Fortschritte ergaben sich auch in der Produktion - beispielsweise bei Verschraubungen, die nach wie vor einen Großteil der Verbindungen im Fahrzeugbau ausmachen. Anhand der von Schraubanlagen erzeugten Daten kann BMW heute den Drehmoment-Verlauf analysieren und automatisch erkennen, wenn ein Fehler - etwa ein verschmutztes Gewinde, eine verschlissene Nuss oder Abweichungen von der Materialspezifikation - vorliegt und darauf sofort reagieren.
Die Herausforderung bei allen Big-Data- und Deep-Learning-Projekten, so führte Straub aus, liegt darin, eine kritische Masse an Daten zu erheben, die es erlaubt, valide Messergebnisse zu erzeugen.

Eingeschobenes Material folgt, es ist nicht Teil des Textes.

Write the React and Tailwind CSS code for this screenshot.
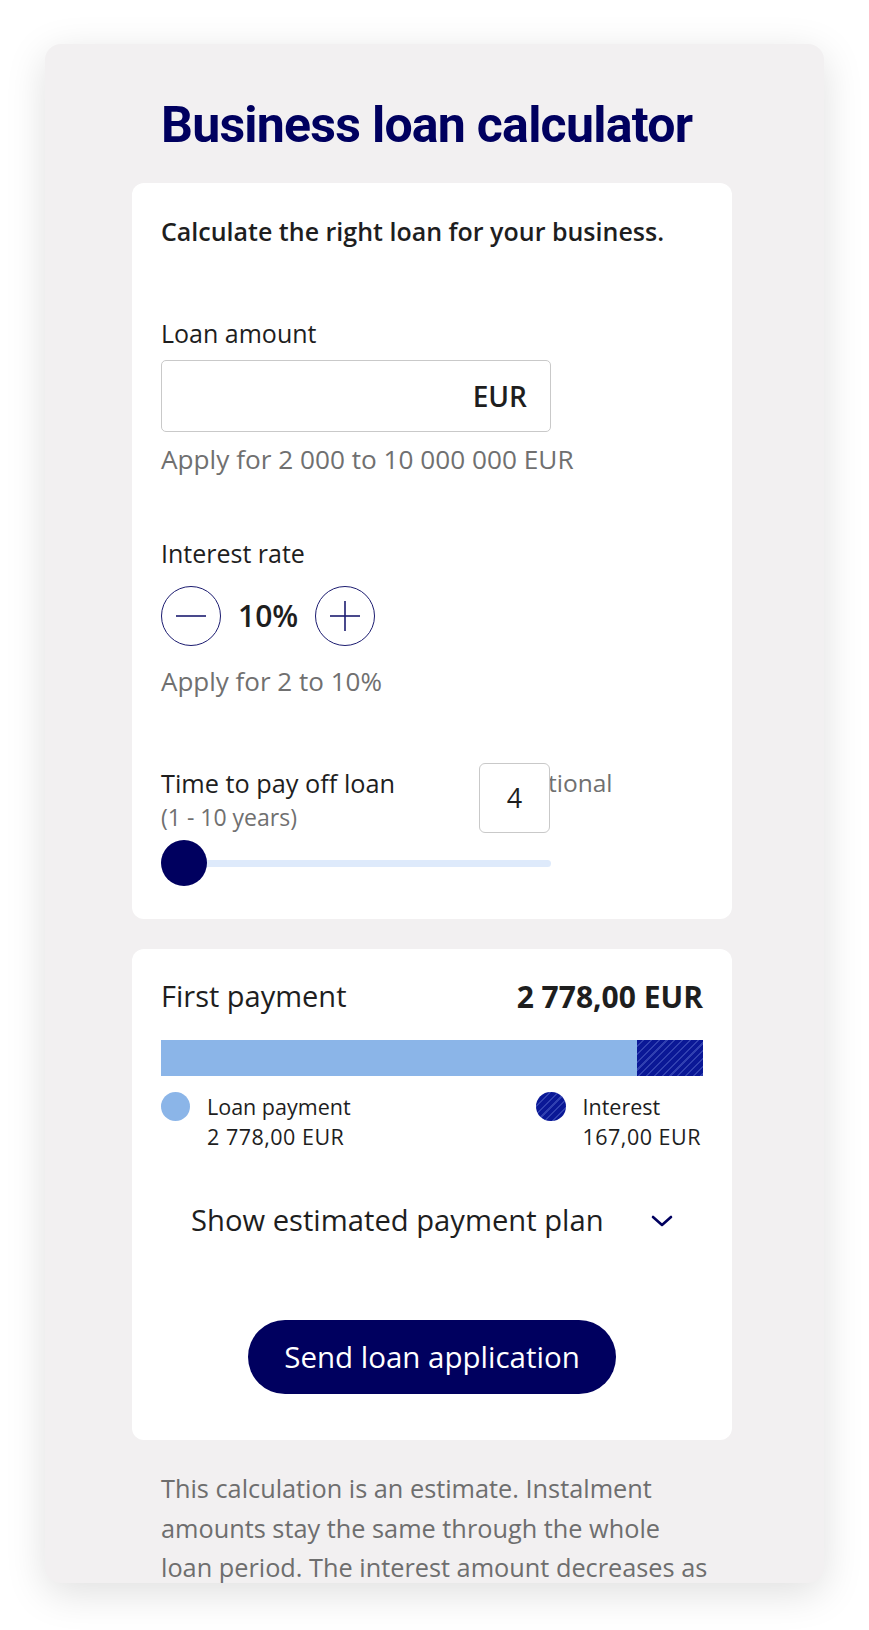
import { useState } from 'react'

const HATCH = 'bg-[repeating-linear-gradient(135deg,#0a1896_0px,#0a1896_4px,#3040b0_4px,#3040b0_5.5px)]'

function RoundButton({ plus, onClick }) {
  return (
    <button
      onClick={onClick}
      className="w-[60px] h-[60px] rounded-full border-[1.5px] border-[#1c1c70] flex items-center justify-center bg-white"
    >
      <svg width="32" height="32" viewBox="0 0 32 32" fill="none" stroke="#1c1c70" strokeWidth="1.6">
        <line x1="1" y1="16" x2="31" y2="16" />
        {plus && <line x1="16" y1="1" x2="16" y2="31" />}
      </svg>
    </button>
  )
}

export default function App() {
  const [rate, setRate] = useState(10)
  const [years, setYears] = useState(4)

  return (
    <div className="w-[869px] h-[1630px] bg-white pt-[44px] px-[45px] font-['Open_Sans',sans-serif] text-[#1e1e1e]">
      <div className="w-[779px] h-[1539px] rounded-2xl overflow-hidden bg-[#f2f0f1] shadow-[0_10px_40px_rgba(0,0,0,0.13)] pl-[87px] pt-[56px]">
        <div className="w-[600px]">
          <h1 className="pl-[29px] font-['Roboto',sans-serif] font-bold text-[50px] leading-[50px] tracking-[-0.75px] text-[#00005f]">
            Business loan calculator
          </h1>

          <div className="mt-[33px] bg-white rounded-xl px-[29px] pt-[32px] pb-[33px]">
            <p className="text-[25px] leading-[32px] font-semibold">
              Calculate the right loan for your business.
            </p>

            <label className="block mt-[70px] text-[25px] leading-[32px]">Loan amount</label>
            <div className="mt-[11px] w-[390px] h-[72px] border border-[#c9c9c9] rounded-[5px] flex items-center justify-end pr-[23px]">
              <span className="text-[28px] font-semibold">EUR</span>
            </div>
            <p className="mt-[11px] text-[26.2px] leading-[32px] text-[#707070]">Apply for 2 000 to 10 000 000 EUR</p>

            <label className="block mt-[62px] text-[25px] leading-[32px]">Interest rate</label>
            <div className="mt-[17px] flex items-center">
              <RoundButton onClick={() => setRate(r => Math.max(2, r - 1))} />
              <span className="mx-[17px] text-[30px] font-semibold leading-none">{rate}%</span>
              <RoundButton plus onClick={() => setRate(r => Math.min(10, r + 1))} />
            </div>
            <p className="mt-[19px] text-[26px] leading-[32px] text-[#707070]">Apply for 2 to 10%</p>

            <div className="relative mt-[70px] w-[390px]">
              <label className="block text-[25.3px] leading-[32px]">Time to pay off loan</label>
              <span className="absolute left-[353px] top-0 text-[24.5px] leading-[32px] text-[#707070]">Optional</span>
              <div className="absolute left-[318px] top-[-4px] w-[71px] h-[70px] bg-white border border-[#c9c9c9] rounded-[6px] flex items-center justify-center text-[27px]">
                {years}
              </div>
              <p className="mt-[4px] text-[23px] leading-[28px] text-[#707070]">(1 - 10 years)</p>
              <div className="mt-[9px] h-[46px] flex items-center relative">
                <div className="w-full h-[7px] rounded-full bg-[#deeafb]" />
                <button
                  onClick={() => setYears(y => (y % 10) + 1)}
                  className="absolute left-0 top-0 w-[46px] h-[46px] rounded-full bg-[#00005f]"
                />
              </div>
            </div>
          </div>

          <div className="mt-[30px] bg-white rounded-xl px-[29px] pt-[29px] pb-[46px]">
            <div className="flex items-center justify-between h-[36px]">
              <span className="text-[29px]">First payment</span>
              <span className="text-[30px] font-bold">2 778,00 EUR</span>
            </div>

            <div className="mt-[26px] h-[36px] flex">
              <div className="flex-1 bg-[#8bb5e8]" />
              <div className={`w-[66px] ${HATCH}`} />
            </div>

            <div className="mt-[16px] pr-[2px] flex justify-between text-[21.5px] leading-[30px]">
              <div className="flex items-start gap-[17px]">
                <span className="w-[29px] h-[29px] rounded-full bg-[#8bb5e8]" />
                <div>
                  <div>Loan payment</div>
                  <div className="tracking-[0.5px]">2 778,00 EUR</div>
                </div>
              </div>
              <div className="flex items-start gap-[16px]">
                <span className={`w-[30px] h-[29px] rounded-full ${HATCH}`} />
                <div>
                  <div>Interest</div>
                  <div className="tracking-[0.5px]">167,00 EUR</div>
                </div>
              </div>
            </div>

            <button className="mt-[51px] w-full px-[30px] h-[36px] flex items-center justify-between">
              <span className="text-[29.2px]">Show estimated payment plan</span>
              <svg width="22" height="12" viewBox="0 0 22 12" fill="none" stroke="#00005f" strokeWidth="2.6" strokeLinecap="round" strokeLinejoin="round">
                <polyline points="2,2 11,10 20,2" />
              </svg>
            </button>

            <div className="mt-[81px] flex justify-center">
              <button className="w-[368px] h-[74px] rounded-full bg-[#00005f] text-white text-[29.5px] font-medium">
                Send loan application
              </button>
            </div>
          </div>

          <p className="mt-[29px] ml-[29px] w-[548px] text-[25.3px] leading-[39.5px] text-[#6e6e6e]">
            This calculation is an estimate. Instalment amounts stay the same through the whole loan period. The interest amount decreases as the loan is paid back.
          </p>
        </div>
      </div>
    </div>
  )
}
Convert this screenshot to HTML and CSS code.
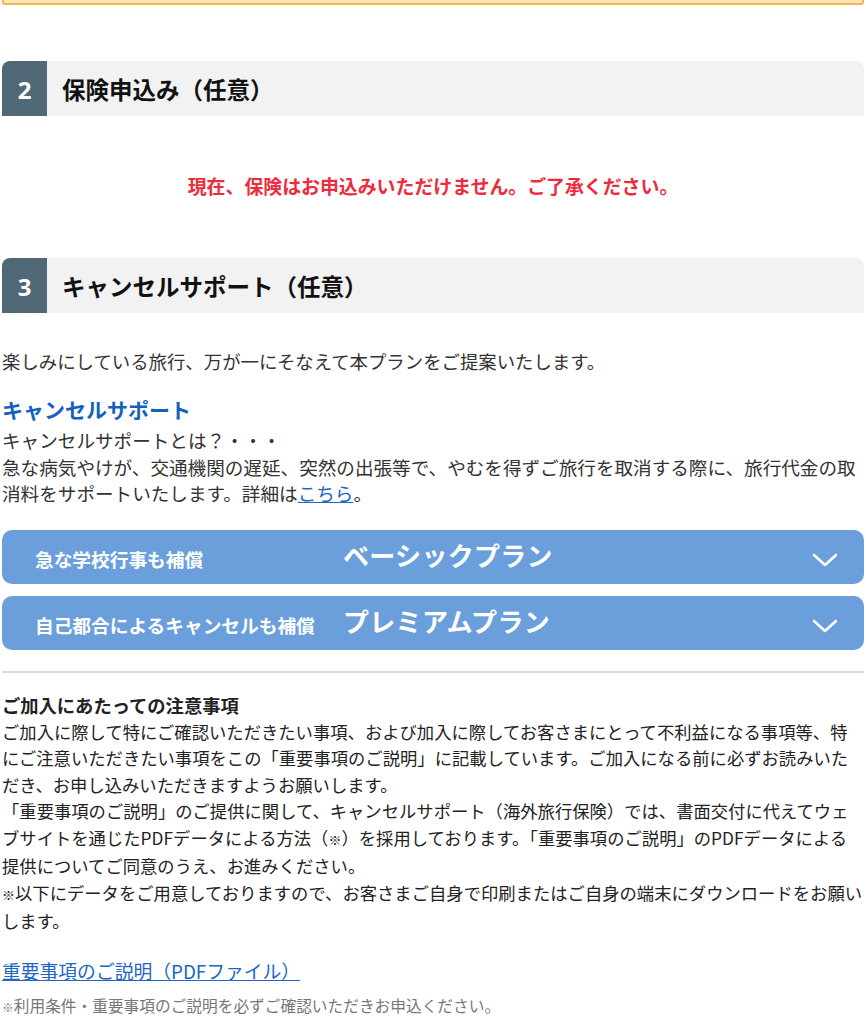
FILE: index.html
```html
<!DOCTYPE html>
<html lang="ja">
<head>
<meta charset="utf-8">
<link rel="stylesheet" href="styles.css">
</head>
<body>
<div class="prev-box"></div>

<div class="sec-head sec-first">
  <div class="sec-num">2</div>
  <div class="sec-title">保険申込み（任意）</div>
</div>

<p class="alert">現在、保険はお申込みいただけません。ご了承ください。</p>

<div class="sec-head">
  <div class="sec-num">3</div>
  <div class="sec-title">キャンセルサポート（任意）</div>
</div>

<p class="lead">楽しみにしている旅行、万が一にそなえて本プランをご提案いたします。</p>

<h3 class="sub-title">キャンセルサポート</h3>
<p class="body-text">キャンセルサポートとは？・・・<br>急な病気やけが、交通機関の遅延、突然の出張等で、やむを得ずご旅行を取消する際に、旅行代金の取消料をサポートいたします。詳細は<a class="link" href="#">こちら</a>。</p>

<div class="plans">
  <div class="plan">
    <span class="plan-label">急な学校行事も補償</span>
    <span class="plan-name">ベーシックプラン</span>
    <svg class="chev" width="26" height="14" viewBox="0 0 26 14"><polyline points="2,2 13,12 24,2" fill="none" stroke="#fff" stroke-width="2.6" stroke-linecap="round" stroke-linejoin="round"/></svg>
  </div>
  <div class="plan">
    <span class="plan-label">自己都合によるキャンセルも補償</span>
    <span class="plan-name">プレミアムプラン</span>
    <svg class="chev" width="26" height="14" viewBox="0 0 26 14"><polyline points="2,2 13,12 24,2" fill="none" stroke="#fff" stroke-width="2.6" stroke-linecap="round" stroke-linejoin="round"/></svg>
  </div>
</div>

<hr class="divider">

<div class="notes">
  <p class="notes-title">ご加入にあたっての注意事項</p>
  <p class="notes-body">ご加入に際して特にご確認いただきたい事項、および加入に際してお客さまにとって不利益になる事項等、特<br>にご注意いただきたい事項をこの「重要事項のご説明」に記載しています。ご加入になる前に必ずお読みいた<br>だき、お申し込みいただきますようお願いします。<br>「重要事項のご説明」のご提供に関して、キャンセルサポート（海外旅行保険）では、書面交付に代えてウェ<br>ブサイトを通じたPDFデータによる方法（<span class="kome">※</span>）を採用しております。「重要事項のご説明」のPDFデータによる<br>提供についてご同意のうえ、お進みください。<br><span class="kome">※</span>以下にデータをご用意しておりますので、お客さまご自身で印刷またはご自身の端末にダウンロードをお願い<br>します。</p>
</div>

<p class="pdf"><a class="link" href="#">重要事項のご説明（PDFファイル）</a></p>
<p class="foot-note"><span class="kome">※</span>利用条件・重要事項のご説明を必ずご確認いただきお申込ください。</p>
</body>
</html>
```

FILE: styles.css
```css
html, body {
  margin: 0;
  padding: 0;
  background: #fff;
}
body {
  padding: 0 2px;
  font-family: "Noto Sans CJK JP", "Noto Sans", sans-serif;
  color: #333;
}
p, h3 { margin: 0; }

.prev-box {
  height: 3px;
  background: #fde4bb;
  border: 2px solid #f8b54c;
  border-top: none;
  border-radius: 0 0 3px 3px;
}

.sec-head {
  display: flex;
  height: 55px;
  margin-top: 58px;
}
.sec-first { margin-top: 56px; }
.sec-num {
  width: 45px;
  background: #506875;
  color: #fff;
  border-top-left-radius: 8px;
  display: flex;
  align-items: center;
  justify-content: center;
  font-family: "Noto Sans", sans-serif;
  font-weight: 700;
  font-size: 24px;
  padding-top: 2px;
  box-sizing: border-box;
}
.sec-title {
  flex: 1;
  background: #f2f2f2;
  border-top-right-radius: 8px;
  display: flex;
  align-items: center;
  padding-left: 15px;
  font-size: 23.5px;
  font-weight: 700;
  color: #111;
}

.alert {
  margin-top: 56px;
  text-align: center;
  color: #ee2b3b;
  font-weight: 700;
  font-size: 18.9px;
  line-height: 28px;
}

.lead {
  margin-top: 35px;
  font-size: 18.4px;
  line-height: 27px;
}
.sub-title {
  margin-top: 19px;
  color: #1560bd;
  font-size: 21px;
  font-weight: 700;
  line-height: 30px;
}
.body-text {
  margin-top: 3px;
  font-size: 18.6px;
  line-height: 26.7px;
}
.link {
  color: #2166c4;
  text-decoration: underline;
  text-underline-offset: 1px;
}

.plans {
  margin-top: 23px;
  display: flex;
  flex-direction: column;
  gap: 12px;
}
.plan {
  height: 54px;
  background: #6a9fdc;
  border-radius: 10px;
  display: grid;
  grid-template-columns: 308px 1fr auto;
  align-items: center;
  padding: 0 26px 0 33px;
  color: #fff;
  font-weight: 700;
}
.plan-label {
  font-size: 18.7px;
  padding-top: 2px;
}
.plan-name {
  font-size: 26px;
  margin-top: -6px;
  letter-spacing: 0.3px;
}
.chev { display: block; margin-top: 6px; }

.divider {
  margin: 21px 0 0;
  border: none;
  border-top: 2px solid #dcdcdc;
  height: 0;
}

.notes {
  margin-top: 19px;
  color: #222;
}
.notes-title {
  font-size: 18.3px;
  font-weight: 700;
  line-height: 26.5px;
}
.notes-body {
  font-size: 17.3px;
  letter-spacing: 0.04px;
  line-height: 26.5px;
  white-space: nowrap;
}
.kome { font-size: 0.75em; }

.pdf {
  margin-top: 22px;
  font-size: 18.8px;
  line-height: 27px;
}
.foot-note {
  margin-top: 10px;
  font-size: 15.7px;
  line-height: 24px;
  color: #777;
}
```
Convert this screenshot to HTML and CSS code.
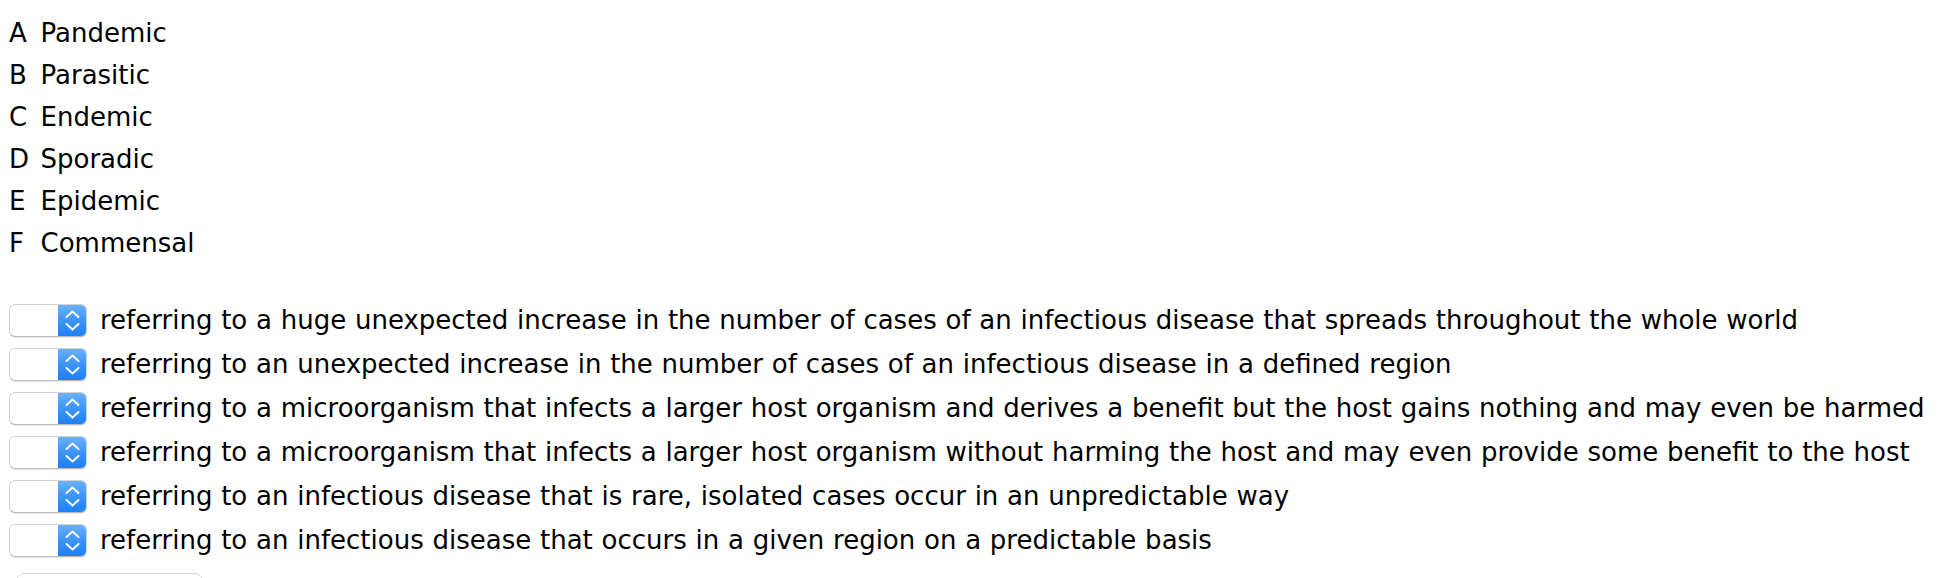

Wenn beispielsweise Muster auf Bildern erkannt oder Motorengeräusche auf Fehler analysiert werden sollen, dann müssen genügend Vergleichsdaten vorliegen.
Die Herausforderungen bestehen für BMW im Big-Data-Bereich also darin, die Daten aus den Fachbereichen in den Data Lake zu überführen, genügend Daten so aufzubereiten, dass sie für Data Scientists brauchbare Abfrageszenarien ermöglichen und schließlich alle Parteien zur Mitarbeit zu bewegen. "Für ein Big-Data-Projekt etwa im Bereich Lackierung brauchen Sie ja nicht nur den Data-Engineer und den Data Scientist, sie benötigen auch den Lackierspezialisten aus dem Fachbereich."
Für Straub ist das der zentrale Trend der Digitalisierung: Interdisziplinäre Zusammenarbeit über alle Abteilungs- und Silo-Grenzen hinweg, um die verborgenen Schätze zu heben. Dazu müssen die Qualifikation der Mitarbeiter, die organisatorischen Abläufe und gute Führungsstrukturen vorhanden sein. Doch laut Straub ist auch der Spaß an der Arbeit wichtig. Deshalb lautet die Mission des IT-Bereichs "Enjoy IT": Die Mitarbeiter in der IT sollen sich wohl fühlen, nur dann können sie innovativ sein und Leistung bringen.